Copy, in full, each line of the material that holds the word "index".

******************************

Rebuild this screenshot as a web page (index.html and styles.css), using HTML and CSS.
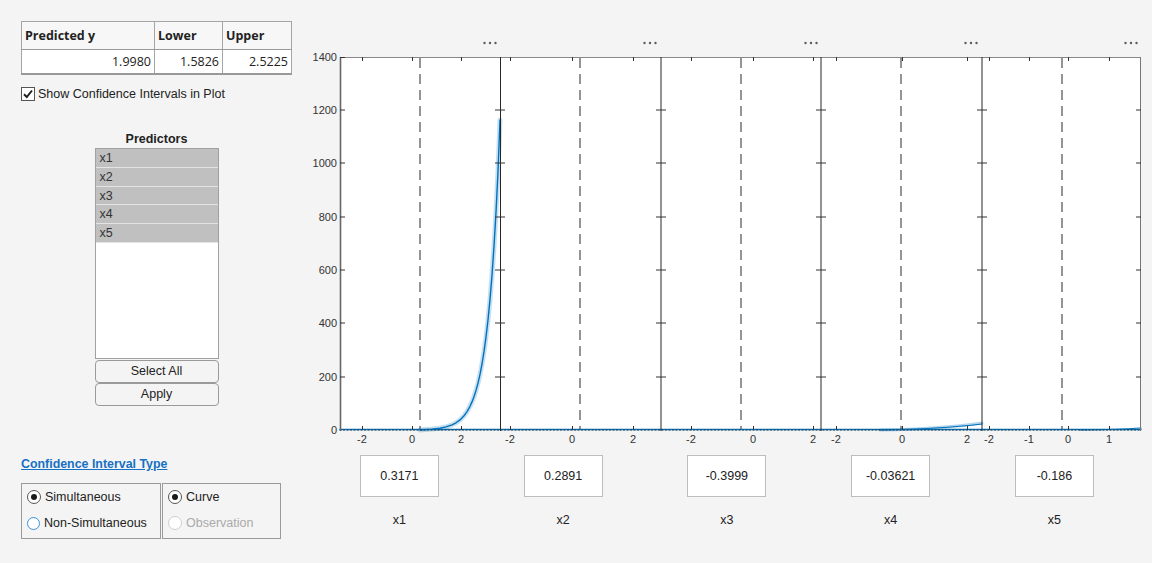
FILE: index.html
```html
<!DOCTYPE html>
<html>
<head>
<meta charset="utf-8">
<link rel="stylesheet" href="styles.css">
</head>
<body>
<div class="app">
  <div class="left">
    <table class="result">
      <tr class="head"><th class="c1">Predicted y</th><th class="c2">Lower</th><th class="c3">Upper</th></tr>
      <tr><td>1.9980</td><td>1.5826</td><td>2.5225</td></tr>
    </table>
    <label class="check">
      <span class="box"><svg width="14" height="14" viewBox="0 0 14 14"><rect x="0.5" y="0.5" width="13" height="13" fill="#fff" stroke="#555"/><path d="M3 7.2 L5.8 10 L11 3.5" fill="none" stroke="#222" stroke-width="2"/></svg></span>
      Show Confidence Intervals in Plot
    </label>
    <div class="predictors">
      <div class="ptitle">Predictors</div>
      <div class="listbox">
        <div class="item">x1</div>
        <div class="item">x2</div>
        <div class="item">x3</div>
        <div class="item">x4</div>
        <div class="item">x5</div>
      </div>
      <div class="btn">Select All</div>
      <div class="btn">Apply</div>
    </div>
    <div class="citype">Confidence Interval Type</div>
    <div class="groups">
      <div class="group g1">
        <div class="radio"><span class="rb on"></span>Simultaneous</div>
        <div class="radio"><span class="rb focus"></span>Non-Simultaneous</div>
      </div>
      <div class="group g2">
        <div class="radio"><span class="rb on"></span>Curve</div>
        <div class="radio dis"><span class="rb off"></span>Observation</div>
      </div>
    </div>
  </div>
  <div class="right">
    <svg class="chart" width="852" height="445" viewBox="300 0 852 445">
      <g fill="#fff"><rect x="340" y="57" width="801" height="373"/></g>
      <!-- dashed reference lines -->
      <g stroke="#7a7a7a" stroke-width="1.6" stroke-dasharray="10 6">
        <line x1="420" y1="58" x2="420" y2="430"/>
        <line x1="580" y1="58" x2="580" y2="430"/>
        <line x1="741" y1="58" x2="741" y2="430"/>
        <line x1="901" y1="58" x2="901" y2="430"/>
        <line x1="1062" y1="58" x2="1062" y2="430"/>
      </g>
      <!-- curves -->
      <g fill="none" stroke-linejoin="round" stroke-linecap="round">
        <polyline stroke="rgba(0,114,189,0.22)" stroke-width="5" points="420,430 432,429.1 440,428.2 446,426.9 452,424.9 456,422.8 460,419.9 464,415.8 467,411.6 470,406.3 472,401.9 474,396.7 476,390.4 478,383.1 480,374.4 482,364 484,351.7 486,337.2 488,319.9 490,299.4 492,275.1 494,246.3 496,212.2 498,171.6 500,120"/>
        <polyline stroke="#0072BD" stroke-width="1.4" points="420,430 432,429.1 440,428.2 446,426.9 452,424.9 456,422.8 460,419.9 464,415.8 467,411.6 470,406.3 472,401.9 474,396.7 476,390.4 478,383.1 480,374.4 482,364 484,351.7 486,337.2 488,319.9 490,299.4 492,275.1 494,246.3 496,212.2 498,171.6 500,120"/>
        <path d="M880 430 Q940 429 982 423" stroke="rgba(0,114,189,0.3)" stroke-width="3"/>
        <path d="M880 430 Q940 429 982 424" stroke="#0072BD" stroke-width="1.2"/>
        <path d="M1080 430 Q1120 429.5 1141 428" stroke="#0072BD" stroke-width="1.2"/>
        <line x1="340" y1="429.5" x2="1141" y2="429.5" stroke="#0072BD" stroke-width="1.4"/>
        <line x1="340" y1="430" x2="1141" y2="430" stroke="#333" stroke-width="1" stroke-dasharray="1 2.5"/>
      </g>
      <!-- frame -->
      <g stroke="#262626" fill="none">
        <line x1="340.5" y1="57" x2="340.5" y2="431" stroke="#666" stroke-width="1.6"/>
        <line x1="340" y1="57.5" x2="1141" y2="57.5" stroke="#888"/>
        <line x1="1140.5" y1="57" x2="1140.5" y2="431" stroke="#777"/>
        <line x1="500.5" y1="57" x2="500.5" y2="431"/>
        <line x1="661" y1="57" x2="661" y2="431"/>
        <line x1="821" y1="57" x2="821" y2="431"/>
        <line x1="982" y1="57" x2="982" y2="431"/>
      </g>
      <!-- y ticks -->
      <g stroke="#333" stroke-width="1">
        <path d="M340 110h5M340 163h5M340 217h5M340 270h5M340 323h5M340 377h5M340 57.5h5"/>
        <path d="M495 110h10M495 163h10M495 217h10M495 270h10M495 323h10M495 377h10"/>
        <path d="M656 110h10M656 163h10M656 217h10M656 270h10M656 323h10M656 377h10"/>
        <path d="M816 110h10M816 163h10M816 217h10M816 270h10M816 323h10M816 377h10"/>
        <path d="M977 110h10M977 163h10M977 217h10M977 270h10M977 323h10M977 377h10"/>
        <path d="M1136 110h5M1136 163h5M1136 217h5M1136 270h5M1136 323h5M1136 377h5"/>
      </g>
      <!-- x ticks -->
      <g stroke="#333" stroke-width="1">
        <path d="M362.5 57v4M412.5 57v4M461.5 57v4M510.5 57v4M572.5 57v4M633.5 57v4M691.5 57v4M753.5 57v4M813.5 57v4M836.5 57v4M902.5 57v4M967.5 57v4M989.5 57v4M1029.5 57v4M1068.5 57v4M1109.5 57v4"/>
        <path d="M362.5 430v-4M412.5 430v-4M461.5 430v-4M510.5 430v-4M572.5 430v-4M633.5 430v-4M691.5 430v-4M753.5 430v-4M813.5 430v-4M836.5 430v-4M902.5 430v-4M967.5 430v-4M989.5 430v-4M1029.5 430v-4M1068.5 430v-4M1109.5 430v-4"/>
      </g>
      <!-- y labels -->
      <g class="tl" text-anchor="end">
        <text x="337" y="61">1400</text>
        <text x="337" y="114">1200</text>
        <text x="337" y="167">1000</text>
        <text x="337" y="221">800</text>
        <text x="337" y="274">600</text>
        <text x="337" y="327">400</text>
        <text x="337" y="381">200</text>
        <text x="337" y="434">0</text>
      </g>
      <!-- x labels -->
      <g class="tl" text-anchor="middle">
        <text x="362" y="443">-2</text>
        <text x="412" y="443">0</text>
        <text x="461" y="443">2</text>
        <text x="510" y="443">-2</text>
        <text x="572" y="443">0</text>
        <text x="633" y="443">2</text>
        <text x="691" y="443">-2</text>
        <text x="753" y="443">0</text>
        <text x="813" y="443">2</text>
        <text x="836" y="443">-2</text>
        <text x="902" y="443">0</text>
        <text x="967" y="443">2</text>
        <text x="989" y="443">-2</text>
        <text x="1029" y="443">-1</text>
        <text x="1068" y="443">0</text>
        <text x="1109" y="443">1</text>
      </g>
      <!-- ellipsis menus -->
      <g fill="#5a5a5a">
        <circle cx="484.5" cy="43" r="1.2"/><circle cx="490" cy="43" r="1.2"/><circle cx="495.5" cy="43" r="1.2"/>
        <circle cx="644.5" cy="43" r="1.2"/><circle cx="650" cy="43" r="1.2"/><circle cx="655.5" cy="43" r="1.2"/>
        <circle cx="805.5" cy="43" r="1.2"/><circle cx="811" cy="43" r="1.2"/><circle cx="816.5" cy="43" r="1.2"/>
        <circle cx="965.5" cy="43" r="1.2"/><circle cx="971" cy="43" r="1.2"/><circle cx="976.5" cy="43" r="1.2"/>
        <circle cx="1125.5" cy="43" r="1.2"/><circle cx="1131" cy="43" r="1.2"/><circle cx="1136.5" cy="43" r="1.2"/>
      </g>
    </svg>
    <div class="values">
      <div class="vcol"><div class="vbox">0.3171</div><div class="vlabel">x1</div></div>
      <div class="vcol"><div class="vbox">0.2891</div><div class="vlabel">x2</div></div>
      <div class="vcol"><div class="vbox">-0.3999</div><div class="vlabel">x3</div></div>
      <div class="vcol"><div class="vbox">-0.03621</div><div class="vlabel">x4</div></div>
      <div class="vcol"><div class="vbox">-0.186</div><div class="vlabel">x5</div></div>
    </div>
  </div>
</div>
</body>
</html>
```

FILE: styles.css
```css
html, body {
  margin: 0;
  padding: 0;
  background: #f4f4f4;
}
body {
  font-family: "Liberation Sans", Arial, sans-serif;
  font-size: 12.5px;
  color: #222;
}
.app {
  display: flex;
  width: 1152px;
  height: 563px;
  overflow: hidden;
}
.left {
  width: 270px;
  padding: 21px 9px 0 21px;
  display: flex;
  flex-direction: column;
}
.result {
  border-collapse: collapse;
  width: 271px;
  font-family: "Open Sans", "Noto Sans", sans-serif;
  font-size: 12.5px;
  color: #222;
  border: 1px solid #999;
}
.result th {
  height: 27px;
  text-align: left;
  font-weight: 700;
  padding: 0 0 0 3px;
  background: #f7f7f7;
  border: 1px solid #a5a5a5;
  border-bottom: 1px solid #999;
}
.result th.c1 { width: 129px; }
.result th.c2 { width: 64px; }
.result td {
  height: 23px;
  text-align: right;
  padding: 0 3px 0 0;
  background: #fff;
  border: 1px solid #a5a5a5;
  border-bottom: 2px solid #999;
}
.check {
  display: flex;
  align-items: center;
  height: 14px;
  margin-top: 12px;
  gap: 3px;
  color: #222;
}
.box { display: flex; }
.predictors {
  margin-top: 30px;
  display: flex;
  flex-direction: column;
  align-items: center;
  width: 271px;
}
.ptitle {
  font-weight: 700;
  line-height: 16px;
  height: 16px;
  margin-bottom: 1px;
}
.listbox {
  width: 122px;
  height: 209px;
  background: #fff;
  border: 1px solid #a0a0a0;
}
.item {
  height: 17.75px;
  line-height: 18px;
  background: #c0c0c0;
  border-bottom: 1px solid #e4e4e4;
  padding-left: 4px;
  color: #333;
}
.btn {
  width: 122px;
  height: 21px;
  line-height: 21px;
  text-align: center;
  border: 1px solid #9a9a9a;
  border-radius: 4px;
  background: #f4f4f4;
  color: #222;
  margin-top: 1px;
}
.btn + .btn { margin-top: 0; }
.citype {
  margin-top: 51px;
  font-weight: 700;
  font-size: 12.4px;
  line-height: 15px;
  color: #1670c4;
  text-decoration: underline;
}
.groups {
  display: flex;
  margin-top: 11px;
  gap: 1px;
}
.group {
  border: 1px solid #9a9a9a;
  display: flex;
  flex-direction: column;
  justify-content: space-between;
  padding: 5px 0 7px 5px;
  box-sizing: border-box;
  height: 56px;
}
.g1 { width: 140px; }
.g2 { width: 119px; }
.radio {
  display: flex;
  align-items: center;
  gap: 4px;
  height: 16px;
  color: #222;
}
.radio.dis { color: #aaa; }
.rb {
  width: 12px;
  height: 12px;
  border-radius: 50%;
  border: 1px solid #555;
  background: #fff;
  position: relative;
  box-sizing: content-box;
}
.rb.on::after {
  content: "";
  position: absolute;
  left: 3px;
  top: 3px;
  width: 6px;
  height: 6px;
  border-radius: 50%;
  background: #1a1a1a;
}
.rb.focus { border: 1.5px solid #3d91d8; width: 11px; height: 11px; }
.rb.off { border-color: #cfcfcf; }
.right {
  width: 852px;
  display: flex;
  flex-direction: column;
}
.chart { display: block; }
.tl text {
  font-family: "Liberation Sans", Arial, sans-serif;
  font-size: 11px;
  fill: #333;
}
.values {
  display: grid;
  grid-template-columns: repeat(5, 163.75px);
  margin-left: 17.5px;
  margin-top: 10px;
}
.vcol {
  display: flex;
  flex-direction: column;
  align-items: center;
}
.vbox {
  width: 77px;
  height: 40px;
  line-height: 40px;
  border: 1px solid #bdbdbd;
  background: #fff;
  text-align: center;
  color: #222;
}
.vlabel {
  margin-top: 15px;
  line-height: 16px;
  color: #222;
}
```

******************************

### RESULT OF THE EXERCISE
Rebuild this screenshot as a web page (index.html and styles.css), using HTML and CSS.
FILE: index.html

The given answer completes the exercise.